Handling flaky pytest tests
There’s often a deadline sitting between pragmatism and perfection
in a code base and during an exploration of Pythons pytest
extensions and plugins I found a couple of exemplary examples of
straddling that line. The two modules
Flaky, and the more subtly named,
pytest-rerunfailures
each help blur the lines a little by allowing you to rerun failing
tests and often take the “two out of three approach” to handling
troublesome tests.
Marking your tests as non-deterministic is simple in both implementations:
# Flaky
@flaky # By default retry a failing test once
## rerun the tests upto 3 times and pass if more than `min_passes` succeed
@flaky(max_runs=3, min_passes=2)
# pytest-rerunfailures
## rerun the tests upto 5 times if they fail
@pytest.mark.flaky(reruns=5)
Despite the similar problem domain there are a number of differences
between the two plugins that will help you decide which one is more
suited to your needs, reading both README
s before picking is heartily
recommended. Flaky for example lets you “best X out of Y” your tests and
has a class wide marker for those more problematic areas. pytest- rerunfailures
exposes a large part of its functionality via command
line options to pytest
and can help you explore and get the tests
passing at least once so you know where to focus your time and effort
rather than just assuming it’s all broken. Given the right kind of
code base I could imagine myself running an overnight:
$ pytest --reruns 10 --reruns-delay 300
To check if the tests every actually pass or if there is some non- deterministic behaviour at play.
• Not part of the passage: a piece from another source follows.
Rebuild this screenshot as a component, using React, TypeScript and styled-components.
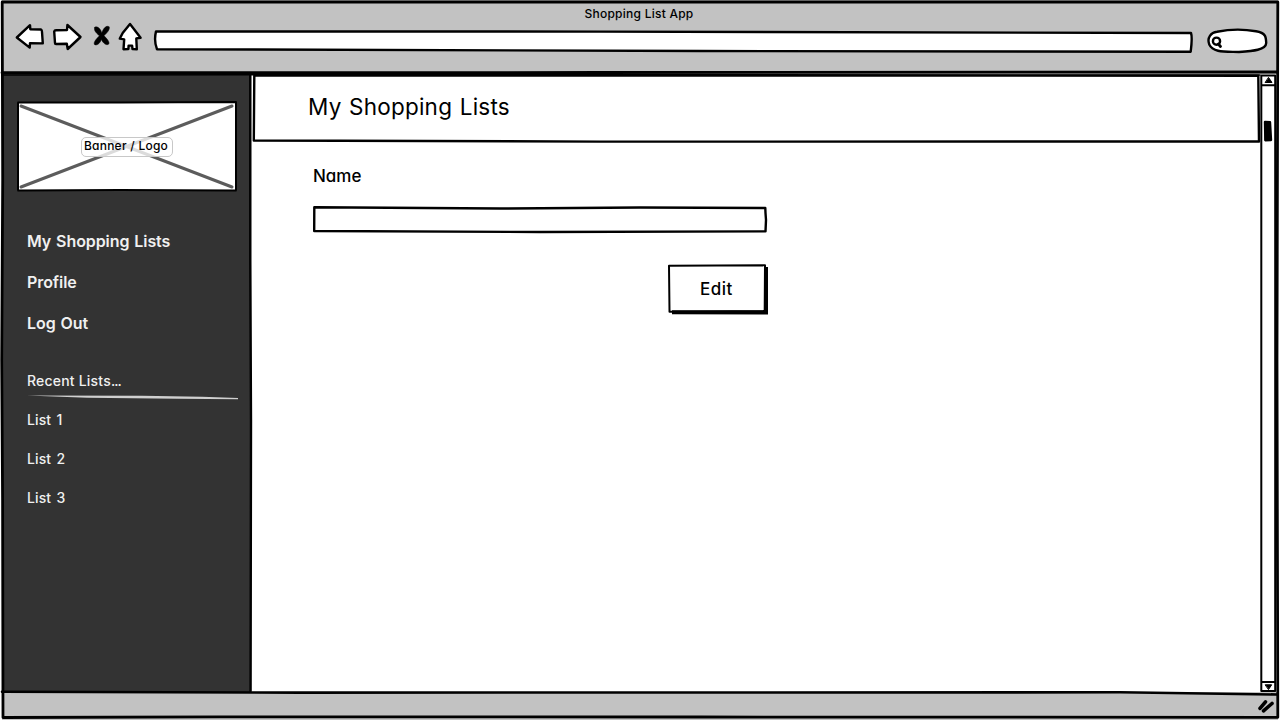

I’m not sure if I’d ever be willing to use these in earnest in a module but I can see the potential in certain network related domains. Especially when you don’t have the time to pivot to something more stable like a stub or mock. I can also envision how I’d use them when adopting a new (to me) code base with low numbers of test, or just flaky ones. And then never have the time to return and clean them back up.